Verre dichroïque et course à l’espace

Le verre dichroïque (issu du grec dichroos = bicolore) a pour particularité de séparer un faisceau lumineux en deux composantes spectrales. Apposé sur le verre, un film formé de plusieurs fines couches métalliques décompose le rayonnement du soleil en deux couleurs complémentaires : l’une est transmise à travers le verre tandis que l’autre est réfléchie. La NASA a développé sa production de verre dichroïque entre les années 1950 à 1960 afin de protéger les yeux des astronautes des rayons cosmiques1. Les minuscules quantités de métal présentes dans le verre forment une barrière contre le rayonnement nocif sans en limiter la transparence apparente pour l’oeil humain. De nombreuses applications ont ensuite vu le jour aux États-Unis et un marché s’est développé, notamment dans le domaine de l’architecture.
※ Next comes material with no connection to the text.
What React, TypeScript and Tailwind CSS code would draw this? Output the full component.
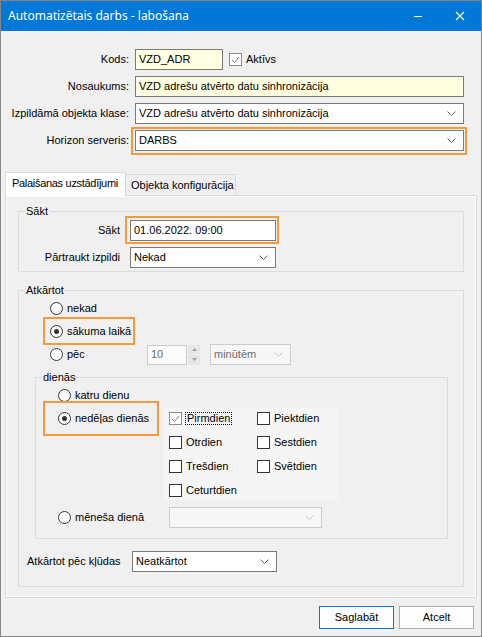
import React from "react";

type Kids = { children?: React.ReactNode };

function Chevron({ disabled = false }: { disabled?: boolean }) {
  return (
    <svg width="9" height="5" viewBox="0 0 9 5" className="shrink-0">
      <polyline
        points="0.5,0.5 4.5,4.5 8.5,0.5"
        fill="none"
        stroke={disabled ? "#c6c6c6" : "#5f5f5f"}
        strokeWidth="1"
      />
    </svg>
  );
}

function Select({ value, w, disabled = false }: { value?: string; w: string; disabled?: boolean }) {
  return (
    <div
      className={`${w} h-[21px] shrink-0 flex items-center justify-between pl-[3px] pr-[7px] border ${
        disabled ? "border-[#cccccc] bg-[#f7f7f7] text-[#6d6d6d]" : "border-[#7a7a7a] bg-white"
      }`}
    >
      <span>{value}</span>
      <Chevron disabled={disabled} />
    </div>
  );
}

function TextBox({ value, w, yellow = false }: { value: string; w: string; yellow?: boolean }) {
  return (
    <div
      className={`${w} h-[21px] shrink-0 flex items-center px-[3px] border border-[#7a7a7a] ${
        yellow ? "bg-[#ffffe1]" : "bg-white"
      }`}
    >
      {value}
    </div>
  );
}

// orange frame drawn over a control
function Ring({ className }: { className: string }) {
  return <div className={`absolute border-2 border-[#f7993b] pointer-events-none ${className}`} />;
}

function Radio({ label, checked = false }: { label: string; checked?: boolean }) {
  return (
    <span className="flex items-center gap-[4px] h-[13px]">
      <span className="w-[13px] h-[13px] shrink-0 rounded-full border border-[#333333] bg-white flex items-center justify-center">
        {checked && <span className="w-[5px] h-[5px] rounded-full bg-[#333333]" />}
      </span>
      <span className="whitespace-nowrap">{label}</span>
    </span>
  );
}

function Check({ label, checked = false, focus = false }: { label: string; checked?: boolean; focus?: boolean }) {
  return (
    <span className="flex items-center gap-[4px] h-[13px]">
      <span
        className={`w-[13px] h-[13px] shrink-0 border bg-white flex items-center justify-center ${
          checked ? "border-[#8c8c8c]" : "border-[#333333]"
        }`}
      >
        {checked && (
          <svg width="9" height="8" viewBox="0 0 9 8">
            <polyline points="1,4 3.5,6.5 8,1" fill="none" stroke="#7a7a7a" strokeWidth="1" />
          </svg>
        )}
      </span>
      <span
        className={`whitespace-nowrap ${
          focus ? "border border-dotted border-black leading-[11px] px-[1px] -ml-[1px]" : ""
        }`}
      >
        {label}
      </span>
    </span>
  );
}

function Group({ title, className, children }: { title: string; className: string } & Kids) {
  return (
    <fieldset className={`border border-[#dcdcdc] ${className}`}>
      <legend className="ml-[6px] px-[1px] leading-[13px]">{title}</legend>
      {children}
    </fieldset>
  );
}

function FormRow({ label, children }: { label: string } & Kids) {
  return (
    <div className="flex items-center h-[21px]">
      <span className="w-[128px] text-right whitespace-nowrap">{label}</span>
      <div className="ml-[6px] flex items-center">{children}</div>
    </div>
  );
}

function Spinner() {
  return (
    <div className="ml-[1px] w-[12px] h-[20px] flex flex-col gap-[1px]">
      <div className="flex-1 bg-[#e6e6e6] flex items-center justify-center">
        <svg width="5" height="3" viewBox="0 0 5 3">
          <polygon points="0,3 2.5,0 5,3" fill="#a0a0a0" />
        </svg>
      </div>
      <div className="flex-1 bg-[#e6e6e6] flex items-center justify-center">
        <svg width="5" height="3" viewBox="0 0 5 3">
          <polygon points="0,0 2.5,3 5,0" fill="#a0a0a0" />
        </svg>
      </div>
    </div>
  );
}

export default function App() {
  return (
    <div className="w-[482px] h-[637px] border border-[#858585] bg-[#f0f0f0] flex flex-col text-[11px] text-black font-['Liberation_Sans',Arial,sans-serif]">
      {/* title bar */}
      <div className="h-[30px] shrink-0 bg-[#0078d7] flex items-center text-white">
        <span className="pl-[7px] flex-1 text-[12px] font-['Noto_Sans',sans-serif]">
          Automatizētais darbs - labošana
        </span>
        <div className="w-[42px] h-full flex items-center justify-center">
          <svg width="10" height="10" viewBox="0 0 10 10">
            <line x1="1" y1="5.5" x2="9" y2="5.5" stroke="white" strokeWidth="1" />
          </svg>
        </div>
        <div className="w-[42px] h-full flex items-center justify-center">
          <svg width="10" height="10" viewBox="0 0 10 10">
            <path d="M1 1 L9 9 M9 1 L1 9" stroke="white" strokeWidth="1.2" />
          </svg>
        </div>
      </div>

      {/* header fields */}
      <div className="pt-[18px] flex flex-col gap-[6px]">
        <FormRow label="Kods:">
          <TextBox value="VZD_ADR" w="w-[88px]" yellow />
          <span className="ml-[6px]">
            <Check label="Aktīvs" checked />
          </span>
        </FormRow>
        <FormRow label="Nosaukums:">
          <TextBox value="VZD adrešu atvērto datu sinhronizācija" w="w-[329px]" yellow />
        </FormRow>
        <FormRow label="Izpildāmā objekta klase:">
          <Select value="VZD adrešu atvērto datu sinhronizācija" w="w-[329px]" />
        </FormRow>
        <FormRow label="Horizon serveris:">
          <div className="relative">
            <Select value="DARBS" w="w-[329px]" />
            <Ring className="-left-[4px] -right-[3px] -top-[3px] -bottom-[4px]" />
          </div>
        </FormRow>
      </div>

      {/* tabs */}
      <div className="mt-[21px] ml-[4px] flex items-end h-[24px]">
        <div className="relative z-10 w-[121px] h-[24px] bg-white border border-b-0 border-[#d9d9d9] pl-[6px] pb-[3px] flex items-center whitespace-nowrap tracking-[-0.3px]">
          Palaišanas uzstādījumi
        </div>
        <div className="w-[110px] h-[22px] border border-b-0 border-l-0 border-[#d9d9d9] pl-[5px] flex items-center whitespace-nowrap">
          Objekta konfigurācija
        </div>
      </div>

      <div className="-mt-[1px] mx-[4px] border border-[#d9d9d9] shadow-[inset_0_0_0_1px_#fbfbfb] pb-[10px]">
        <Group title="Sākt" className="mt-[9px] mx-[12px] pb-[3px]">
          <div className="pt-[2px] flex flex-col gap-[6px]">
            <div className="flex items-center h-[21px]">
              <span className="w-[101px] text-right">Sākt</span>
              <div className="relative ml-[10px]">
                <TextBox value="01.06.2022. 09:00" w="w-[146px]" />
                <Ring className="-left-[5px] -right-[3px] -top-[4px] -bottom-[3px]" />
              </div>
            </div>
            <div className="flex items-center h-[21px]">
              <span className="w-[101px] text-right">Pārtraukt izpildi</span>
              <div className="ml-[10px]">
                <Select value="Nekad" w="w-[146px]" />
              </div>
            </div>
          </div>
        </Group>

        <Group title="Atkārtot" className="mt-[12px] mx-[12px] pb-[14px]">
          <div className="pl-[31px]">
            <div className="h-[23px] flex items-center">
              <Radio label="nekad" />
            </div>
            <div className="h-[23px] flex items-center">
              <div className="relative w-[85px]">
                <Radio label="sākuma laikā" checked />
                <Ring className="-left-[7px] right-0 -top-[8px] -bottom-[7px]" />
              </div>
            </div>
            <div className="h-[23px] flex items-center">
              <span className="w-[97px]">
                <Radio label="pēc" />
              </span>
              <div className="w-[40px] h-[20px] border border-[#cccccc] bg-[#fbfbfb] text-[#6d6d6d] flex items-center px-[3px]">
                10
              </div>
              <Spinner />
              <div className="ml-[10px]">
                <Select value="minūtēm" w="w-[81px]" disabled />
              </div>
            </div>
          </div>

          <Group title="dienās" className="mt-[5px] ml-[16px] mr-[15px] pb-[10px]">
            <div className="pl-[22px]">
              <div className="h-[23px] flex items-center">
                <Radio label="katru dienu" />
              </div>
              <div className="flex items-start">
                <div className="w-[105px] h-[23px] flex items-center relative">
                  <Radio label="nedēļas dienās" checked />
                  <Ring className="-left-[15px] right-[4px] -top-[6px] -bottom-[6px]" />
                </div>
                <div className="mt-[1px] w-[175px] bg-[#f5f5f5] pl-[6px] pt-[4px] pb-[3px] grid grid-cols-[88px_1fr] gap-y-[11px]">
                  <Check label="Pirmdien" checked focus />
                  <Check label="Piektdien" />
                  <Check label="Otrdien" />
                  <Check label="Sestdien" />
                  <Check label="Trešdien" />
                  <Check label="Svētdien" />
                  <Check label="Ceturtdien" />
                </div>
              </div>
              <div className="mt-[7px] flex items-center h-[21px]">
                <span className="w-[111px]">
                  <Radio label="mēneša dienā" />
                </span>
                <Select w="w-[153px]" disabled />
              </div>
            </div>
          </Group>

          <div className="mt-[12px] pl-[8px] flex items-center h-[21px]">
            <span className="w-[105px] whitespace-nowrap">Atkārtot pēc kļūdas</span>
            <Select value="Neatkārtot" w="w-[145px]" />
          </div>
        </Group>
      </div>

      {/* dialog buttons */}
      <div className="mt-[8px] pr-[7px] flex justify-end gap-[5px]">
        <button className="w-[75px] h-[23px] border border-[#0078d7] bg-[#fdfdfd]">Saglabāt</button>
        <button className="w-[75px] h-[23px] border border-[#adadad] bg-[#fdfdfd]">Atcelt</button>
      </div>
    </div>
  );
}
De multiples couches composées d’oxydes de titane, de chrome, d’aluminium, de zirconium, de magnésium ou de silicium (en fonction de la couleur désirée) se condensent sur la surface du verre sous forme nanocristalline après avoir été vaporisées par un faisceau d’ions dans une chambre à vide. La surface métallique possède une épaisseur qui se mesure en nanomètre.

Coupe de Lycurgue

Le verre dichroïque n’est pas pour autant une invention du 20e siècle. La coupe de Lycurgue, exposée au British Museum à Londres est l’un des derniers spécimens encore entiers d’un tel verre fabriqué au 4e siècle après J.-C. par les Romains. Grâce aux nanoparticules de cuivre présentes dans le verre, il apparaît vert par réflexion lorsque la coupe est éclairée par une source lumineuse provenant du même côté que l’observateur. Cependant, si la lumière traverse la matière, sa couleur devient alors rouge par transmission2. Selon Philippe Colomban, professeur émérite à la Sorbonne, le pouvoir de coloration des nanoparticules de cuivre est une découverte celte reprise par les Romains. Selon l’état d’oxydation du cuivre ajouté au verre, ce dernier apparaît turquoise, incolore ou rouge. Plus tard, au Moyen-Âge et à travers l’Europe, on développe des verres jaunes à base de nanoparticules d’argent. Puis à la Renaissance, les nanoparticules à base d’or offrent des teintes rubis à la vaisselle.

Théâtre du Jura

Le Théâtre du Jura a été inauguré en grande pompe en octobre 2021 à Delémont. Le 26e et dernier canton suisse peut depuis s’enorgueillir de posséder un espace de création scénique digne de ce nom. Une grande salle modulable de 444 places accompagne un espace plus modeste de 100 places servant tour à tour de lieu de répétition et de spectacle. Le parlement jurassien a voté un crédit de construction de 24 millions en 2015, financé à deux tiers par les caisses du Canton. Le dernier tiers manquant a été récolté par la Fondation pour le Théâtre du Jura créée pour l’occasion. Un partenariat public-privé a été signé avec HRS Real Estate pour ce qui devenait le plus gros projet immobilier du canton. Sept bureaux d’architecture ont été invités par l’entreprise totale à participer au mandat d’études parallèles au lieu-dit Le Ticle, à Delémont, remporté au second tour par le bureau GXM architectes. Situé entre les quartiers de la vieille ville et de la gare, le théâtre est couplé à un complexe immobilier comprenant un centre commercial, un parking ainsi qu’une centaine d’appartements répartis en trois volumes surmontant un socle, le dernier volume à l’ouest de la parcelle étant celui du théâtre.